Shipping Up To Boston: My Trip to the American League Wild Card Game

Associated Press/Charles Krupa

GOODBYE GERRIT: New York Yankees pitcher Gerrit Cole was escorted from the mound by the Boston faithful in the third inning of New York’s loss.

It is Oct. 3 at approximately 5:06 p.m.

The Red Sox are losing to the Nationals by a score of 5-1. It’s the last day of the season, and the Red Sox need to win to avoid a one game playoff to get into the Wild Card game. 

There’s no hope. I am already in the mindset that the Sox will need to play the extra game to even get into the Wild Card game. But, I was wrong. When it looked like the team had nothing left in the tank, they finally got some offense going, and tied the game at five apiece in the seventh inning. 

To clinch the victory, Raffy Devers hit a 447 foot bomb in the ninth to send the Red Sox to the Wild Card game at Fenway Park to face the vaunted New York Yankees.

Postgame, I am pumped. We get the Sox and Yanks at Fenway. You cannot ask for anything better. My girlfriend’s dad is a big Yankees fan, so I told her to text him and tell him it’s on for Tuesday – a little friendly banter. A few hours later I got a response from my girlfriend: “Do you want to go?” Thinking I read my phone wrong, I did a double take. 

“Are you serious?” I responded. 

And she was. Four tickets right behind the Yankees dugout. I was freaking out.

Flash forward to Tuesday, the day of the Wild Card game. Right after my 9:55 class, I packed my bags to make the 4.5 hour trek to Boston, playing “Shipping up to Boston” and “Dirty Water” along the way to get me hyped up, and boy, was I hyped up. 

We got there before first pitch and it was buzzing around Fenway Park. A tense energy was in the air. It was do or die; this was it. You play 162 games for this.

We got into Fenway with the smell of the field, Fenway Franks and the postseason feel greeting me on the way in. I was deep in enemy territory behind the Yankees dugout, surrounded by pinstripes and guys in wife beaters. Of course I was still sporting my “Do Damage” sweatshirt and David Ortiz jersey that stays unwashed for the postseason. 

The lineups were announced and I was booing at the top of my lungs, loudest for Giancarlo Stanton and Gerrit Cole. My girlfriend’s mother looked over at me, mortified, and all I could do was shrug and smile. They were certainly in for it, as my antics were on display throughout the game. 

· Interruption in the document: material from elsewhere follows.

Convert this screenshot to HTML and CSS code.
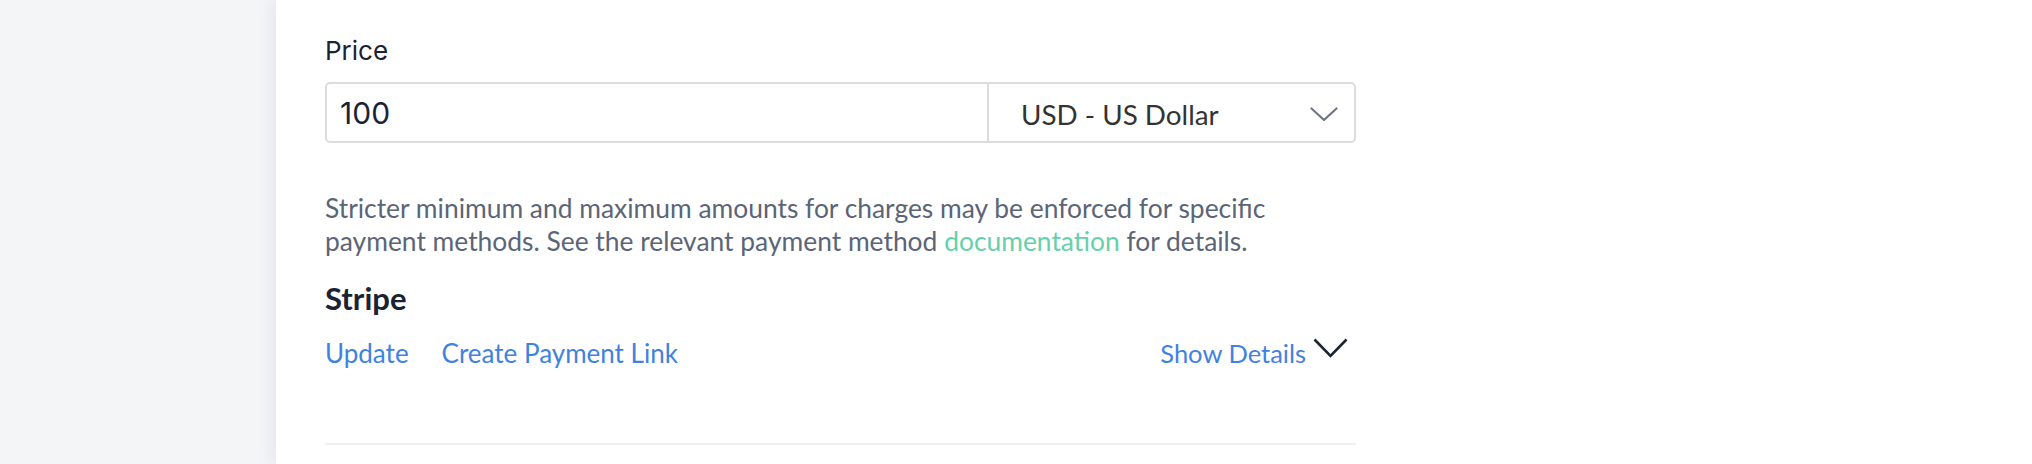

Fenway was unlike anything I had ever seen that night. Everybody was constantly on their feet. It was the loudest I have ever heard the 109-year-old stadium that I have been going to for 17 years. The Red Sox players noticed it too. “The crowd was unbelievable,” Wild Card starting pitcher Nate Eovaldi said after the game. “They were locked in from first pitch on, and we were feeding off that.”

Eovaldi was absolutely shoving in this one with eight strikeouts over five innings. Xander Bogaerts came up with a huge home run in the first inning, as did Kyle Shwarber in the third, and the Yankees’ bats were just silent. Cole absolutely choked, and that is not what you want to see out of your $324 million starter (and I made sure to tell him).

The Red Sox are one of my biggest passions, and that night at Fenway was the most in my element I think I have ever been. Fenway was electric – everybody standing for every two strike situation, cheering after the home runs, chanting “Geeeeerrrrrrit” at starter Gerrit Cole, and singing “Dirty Water” when all was said and done. Although I was just one out of 37,731, I thought my contribution to the atmosphere was pretty enormous. 

As Gleyber Torres flew out to Kiké Hernandez to end the game, I jumped up and down like a kid with the biggest grin on my face. It was hands-down one of the best sporting experiences of my entire life. To be able to experience a one-and-done Wild Card game with the biggest rivalry in sports, so close to the action, was absolutely incredible. It’s possible (and more likely than not) that I made a fool of myself in front of my girlfriend and her parents, but I think it was worth it in the end, as it was a night I will never forget.